▸ **What is asked**:
Below is a listing to transcribe in full and exactly; keep the pictures out.

▸ **Provided material**:
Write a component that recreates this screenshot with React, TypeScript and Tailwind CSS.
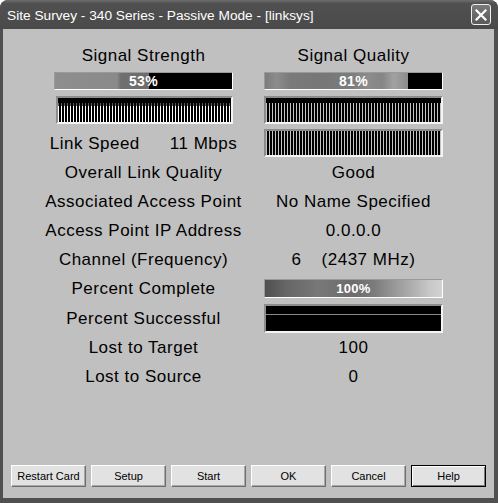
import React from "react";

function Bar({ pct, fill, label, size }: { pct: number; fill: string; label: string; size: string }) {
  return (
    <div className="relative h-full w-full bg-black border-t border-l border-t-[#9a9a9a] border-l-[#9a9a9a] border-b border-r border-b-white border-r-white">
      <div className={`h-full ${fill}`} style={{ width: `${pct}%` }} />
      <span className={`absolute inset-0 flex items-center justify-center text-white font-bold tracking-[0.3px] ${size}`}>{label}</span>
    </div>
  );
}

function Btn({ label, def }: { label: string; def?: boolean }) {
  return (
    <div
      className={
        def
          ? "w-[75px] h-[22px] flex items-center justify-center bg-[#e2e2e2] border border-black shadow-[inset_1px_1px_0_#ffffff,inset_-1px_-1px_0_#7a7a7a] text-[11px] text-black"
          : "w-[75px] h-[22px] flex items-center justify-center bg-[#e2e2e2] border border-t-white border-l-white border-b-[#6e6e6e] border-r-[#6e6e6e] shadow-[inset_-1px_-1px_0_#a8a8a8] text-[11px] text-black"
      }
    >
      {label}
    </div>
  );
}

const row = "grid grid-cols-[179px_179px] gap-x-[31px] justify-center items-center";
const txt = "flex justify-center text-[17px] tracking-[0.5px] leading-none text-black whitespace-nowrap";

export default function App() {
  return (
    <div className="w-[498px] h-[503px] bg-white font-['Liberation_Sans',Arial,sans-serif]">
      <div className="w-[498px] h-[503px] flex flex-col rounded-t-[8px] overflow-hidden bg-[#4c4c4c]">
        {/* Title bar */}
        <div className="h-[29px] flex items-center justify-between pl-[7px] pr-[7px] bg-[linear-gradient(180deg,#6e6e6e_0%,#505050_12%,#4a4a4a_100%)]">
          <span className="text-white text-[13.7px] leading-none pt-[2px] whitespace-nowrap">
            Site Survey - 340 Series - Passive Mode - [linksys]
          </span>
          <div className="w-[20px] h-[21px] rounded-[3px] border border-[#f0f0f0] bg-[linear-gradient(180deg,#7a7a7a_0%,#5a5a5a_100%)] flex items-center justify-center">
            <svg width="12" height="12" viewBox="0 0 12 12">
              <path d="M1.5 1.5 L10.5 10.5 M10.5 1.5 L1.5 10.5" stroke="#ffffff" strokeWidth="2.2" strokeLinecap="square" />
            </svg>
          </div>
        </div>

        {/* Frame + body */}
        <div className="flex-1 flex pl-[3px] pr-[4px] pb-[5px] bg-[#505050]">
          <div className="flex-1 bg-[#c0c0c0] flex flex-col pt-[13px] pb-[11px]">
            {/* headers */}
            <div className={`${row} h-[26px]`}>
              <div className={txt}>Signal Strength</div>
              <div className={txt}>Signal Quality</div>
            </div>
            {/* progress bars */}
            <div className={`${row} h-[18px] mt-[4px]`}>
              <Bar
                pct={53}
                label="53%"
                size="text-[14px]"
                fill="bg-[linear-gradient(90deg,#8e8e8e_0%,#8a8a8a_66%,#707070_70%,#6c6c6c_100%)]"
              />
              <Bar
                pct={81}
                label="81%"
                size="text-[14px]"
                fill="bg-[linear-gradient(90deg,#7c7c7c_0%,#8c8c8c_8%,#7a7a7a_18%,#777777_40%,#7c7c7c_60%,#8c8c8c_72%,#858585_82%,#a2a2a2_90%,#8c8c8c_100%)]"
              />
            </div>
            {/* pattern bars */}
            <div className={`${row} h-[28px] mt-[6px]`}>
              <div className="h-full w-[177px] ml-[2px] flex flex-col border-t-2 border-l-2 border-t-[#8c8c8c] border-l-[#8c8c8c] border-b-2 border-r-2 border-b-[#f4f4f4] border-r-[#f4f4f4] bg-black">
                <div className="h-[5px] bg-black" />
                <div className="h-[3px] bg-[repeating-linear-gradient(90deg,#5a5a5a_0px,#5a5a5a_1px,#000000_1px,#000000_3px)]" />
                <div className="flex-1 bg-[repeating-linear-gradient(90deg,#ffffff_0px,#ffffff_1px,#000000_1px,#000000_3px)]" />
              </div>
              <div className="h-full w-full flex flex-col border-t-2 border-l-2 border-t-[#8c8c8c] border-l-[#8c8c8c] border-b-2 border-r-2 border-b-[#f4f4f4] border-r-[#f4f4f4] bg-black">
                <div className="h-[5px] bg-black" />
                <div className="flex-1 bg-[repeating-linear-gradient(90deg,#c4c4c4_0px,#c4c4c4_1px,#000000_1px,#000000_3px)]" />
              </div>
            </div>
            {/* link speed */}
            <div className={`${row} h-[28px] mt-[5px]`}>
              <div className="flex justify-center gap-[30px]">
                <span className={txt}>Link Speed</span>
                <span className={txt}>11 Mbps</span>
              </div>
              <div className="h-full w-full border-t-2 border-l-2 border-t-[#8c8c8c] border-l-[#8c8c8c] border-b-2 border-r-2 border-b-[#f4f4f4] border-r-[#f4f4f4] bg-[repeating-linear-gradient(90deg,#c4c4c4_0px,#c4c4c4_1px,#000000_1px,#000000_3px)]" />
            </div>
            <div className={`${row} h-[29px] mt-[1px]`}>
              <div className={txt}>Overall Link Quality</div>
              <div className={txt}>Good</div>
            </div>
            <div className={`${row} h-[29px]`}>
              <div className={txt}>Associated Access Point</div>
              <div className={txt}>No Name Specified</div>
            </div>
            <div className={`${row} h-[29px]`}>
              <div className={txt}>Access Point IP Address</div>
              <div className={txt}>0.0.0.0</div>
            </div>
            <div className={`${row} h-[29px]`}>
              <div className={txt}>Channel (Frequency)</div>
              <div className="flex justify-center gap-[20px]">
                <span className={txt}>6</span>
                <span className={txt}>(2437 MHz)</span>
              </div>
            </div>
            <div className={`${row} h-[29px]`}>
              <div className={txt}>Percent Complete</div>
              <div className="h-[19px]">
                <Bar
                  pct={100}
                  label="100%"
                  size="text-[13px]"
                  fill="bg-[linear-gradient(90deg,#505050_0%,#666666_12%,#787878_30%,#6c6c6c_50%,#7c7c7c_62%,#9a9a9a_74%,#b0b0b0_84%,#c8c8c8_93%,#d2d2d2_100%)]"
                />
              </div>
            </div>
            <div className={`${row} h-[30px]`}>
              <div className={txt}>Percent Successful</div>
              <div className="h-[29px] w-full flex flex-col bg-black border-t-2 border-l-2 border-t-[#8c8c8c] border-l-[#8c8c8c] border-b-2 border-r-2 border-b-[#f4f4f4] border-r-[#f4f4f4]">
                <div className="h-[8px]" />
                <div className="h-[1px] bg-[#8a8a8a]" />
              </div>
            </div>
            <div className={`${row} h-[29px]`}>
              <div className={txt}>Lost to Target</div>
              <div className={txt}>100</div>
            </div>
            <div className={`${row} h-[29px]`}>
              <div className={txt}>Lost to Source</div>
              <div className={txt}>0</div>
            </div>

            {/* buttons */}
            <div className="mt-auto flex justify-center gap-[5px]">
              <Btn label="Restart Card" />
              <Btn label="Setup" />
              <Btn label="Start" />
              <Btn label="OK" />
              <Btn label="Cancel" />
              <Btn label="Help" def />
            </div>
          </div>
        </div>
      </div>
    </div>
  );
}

▸ **Exercise solution**:
Write a component that recreates this screenshot with React, TypeScript and Tailwind CSS.
import React from "react";

function Bar({ pct, fill, label, size }: { pct: number; fill: string; label: string; size: string }) {
  return (
    <div className="relative h-full w-full bg-black border-t border-l border-t-[#9a9a9a] border-l-[#9a9a9a] border-b border-r border-b-white border-r-white">
      <div className={`h-full ${fill}`} style={{ width: `${pct}%` }} />
      <span className={`absolute inset-0 flex items-center justify-center text-white font-bold tracking-[0.3px] ${size}`}>{label}</span>
    </div>
  );
}

function Btn({ label, def }: { label: string; def?: boolean }) {
  return (
    <div
      className={
        def
          ? "w-[75px] h-[22px] flex items-center justify-center bg-[#e2e2e2] border border-black shadow-[inset_1px_1px_0_#ffffff,inset_-1px_-1px_0_#7a7a7a] text-[11px] text-black"
          : "w-[75px] h-[22px] flex items-center justify-center bg-[#e2e2e2] border border-t-white border-l-white border-b-[#6e6e6e] border-r-[#6e6e6e] shadow-[inset_-1px_-1px_0_#a8a8a8] text-[11px] text-black"
      }
    >
      {label}
    </div>
  );
}

const row = "grid grid-cols-[179px_179px] gap-x-[31px] justify-center items-center";
const txt = "flex justify-center text-[17px] tracking-[0.5px] leading-none text-black whitespace-nowrap";

export default function App() {
  return (
    <div className="w-[498px] h-[503px] bg-white font-['Liberation_Sans',Arial,sans-serif]">
      <div className="w-[498px] h-[503px] flex flex-col rounded-t-[8px] overflow-hidden bg-[#4c4c4c]">
        {/* Title bar */}
        <div className="h-[29px] flex items-center justify-between pl-[7px] pr-[7px] bg-[linear-gradient(180deg,#6e6e6e_0%,#505050_12%,#4a4a4a_100%)]">
          <span className="text-white text-[13.7px] leading-none pt-[2px] whitespace-nowrap">
            Site Survey - 340 Series - Passive Mode - [linksys]
          </span>
          <div className="w-[20px] h-[21px] rounded-[3px] border border-[#f0f0f0] bg-[linear-gradient(180deg,#7a7a7a_0%,#5a5a5a_100%)] flex items-center justify-center">
            <svg width="12" height="12" viewBox="0 0 12 12">
              <path d="M1.5 1.5 L10.5 10.5 M10.5 1.5 L1.5 10.5" stroke="#ffffff" strokeWidth="2.2" strokeLinecap="square" />
            </svg>
          </div>
        </div>

        {/* Frame + body */}
        <div className="flex-1 flex pl-[3px] pr-[4px] pb-[5px] bg-[#505050]">
          <div className="flex-1 bg-[#c0c0c0] flex flex-col pt-[13px] pb-[11px]">
            {/* headers */}
            <div className={`${row} h-[26px]`}>
              <div className={txt}>Signal Strength</div>
              <div className={txt}>Signal Quality</div>
            </div>
            {/* progress bars */}
            <div className={`${row} h-[18px] mt-[4px]`}>
              <Bar
                pct={53}
                label="53%"
                size="text-[14px]"
                fill="bg-[linear-gradient(90deg,#8e8e8e_0%,#8a8a8a_66%,#707070_70%,#6c6c6c_100%)]"
              />
              <Bar
                pct={81}
                label="81%"
                size="text-[14px]"
                fill="bg-[linear-gradient(90deg,#7c7c7c_0%,#8c8c8c_8%,#7a7a7a_18%,#777777_40%,#7c7c7c_60%,#8c8c8c_72%,#858585_82%,#a2a2a2_90%,#8c8c8c_100%)]"
              />
            </div>
            {/* pattern bars */}
            <div className={`${row} h-[28px] mt-[6px]`}>
              <div className="h-full w-[177px] ml-[2px] flex flex-col border-t-2 border-l-2 border-t-[#8c8c8c] border-l-[#8c8c8c] border-b-2 border-r-2 border-b-[#f4f4f4] border-r-[#f4f4f4] bg-black">
                <div className="h-[5px] bg-black" />
                <div className="h-[3px] bg-[repeating-linear-gradient(90deg,#5a5a5a_0px,#5a5a5a_1px,#000000_1px,#000000_3px)]" />
                <div className="flex-1 bg-[repeating-linear-gradient(90deg,#ffffff_0px,#ffffff_1px,#000000_1px,#000000_3px)]" />
              </div>
              <div className="h-full w-full flex flex-col border-t-2 border-l-2 border-t-[#8c8c8c] border-l-[#8c8c8c] border-b-2 border-r-2 border-b-[#f4f4f4] border-r-[#f4f4f4] bg-black">
                <div className="h-[5px] bg-black" />
                <div className="flex-1 bg-[repeating-linear-gradient(90deg,#c4c4c4_0px,#c4c4c4_1px,#000000_1px,#000000_3px)]" />
              </div>
            </div>
            {/* link speed */}
            <div className={`${row} h-[28px] mt-[5px]`}>
              <div className="flex justify-center gap-[30px]">
                <span className={txt}>Link Speed</span>
                <span className={txt}>11 Mbps</span>
              </div>
              <div className="h-full w-full border-t-2 border-l-2 border-t-[#8c8c8c] border-l-[#8c8c8c] border-b-2 border-r-2 border-b-[#f4f4f4] border-r-[#f4f4f4] bg-[repeating-linear-gradient(90deg,#c4c4c4_0px,#c4c4c4_1px,#000000_1px,#000000_3px)]" />
            </div>
            <div className={`${row} h-[29px] mt-[1px]`}>
              <div className={txt}>Overall Link Quality</div>
              <div className={txt}>Good</div>
            </div>
            <div className={`${row} h-[29px]`}>
              <div className={txt}>Associated Access Point</div>
              <div className={txt}>No Name Specified</div>
            </div>
            <div className={`${row} h-[29px]`}>
              <div className={txt}>Access Point IP Address</div>
              <div className={txt}>0.0.0.0</div>
            </div>
            <div className={`${row} h-[29px]`}>
              <div className={txt}>Channel (Frequency)</div>
              <div className="flex justify-center gap-[20px]">
                <span className={txt}>6</span>
                <span className={txt}>(2437 MHz)</span>
              </div>
            </div>
            <div className={`${row} h-[29px]`}>
              <div className={txt}>Percent Complete</div>
              <div className="h-[19px]">
                <Bar
                  pct={100}
                  label="100%"
                  size="text-[13px]"
                  fill="bg-[linear-gradient(90deg,#505050_0%,#666666_12%,#787878_30%,#6c6c6c_50%,#7c7c7c_62%,#9a9a9a_74%,#b0b0b0_84%,#c8c8c8_93%,#d2d2d2_100%)]"
                />
              </div>
            </div>
            <div className={`${row} h-[30px]`}>
              <div className={txt}>Percent Successful</div>
              <div className="h-[29px] w-full flex flex-col bg-black border-t-2 border-l-2 border-t-[#8c8c8c] border-l-[#8c8c8c] border-b-2 border-r-2 border-b-[#f4f4f4] border-r-[#f4f4f4]">
                <div className="h-[8px]" />
                <div className="h-[1px] bg-[#8a8a8a]" />
              </div>
            </div>
            <div className={`${row} h-[29px]`}>
              <div className={txt}>Lost to Target</div>
              <div className={txt}>100</div>
            </div>
            <div className={`${row} h-[29px]`}>
              <div className={txt}>Lost to Source</div>
              <div className={txt}>0</div>
            </div>

            {/* buttons */}
            <div className="mt-auto flex justify-center gap-[5px]">
              <Btn label="Restart Card" />
              <Btn label="Setup" />
              <Btn label="Start" />
              <Btn label="OK" />
              <Btn label="Cancel" />
              <Btn label="Help" def />
            </div>
          </div>
        </div>
      </div>
    </div>
  );
}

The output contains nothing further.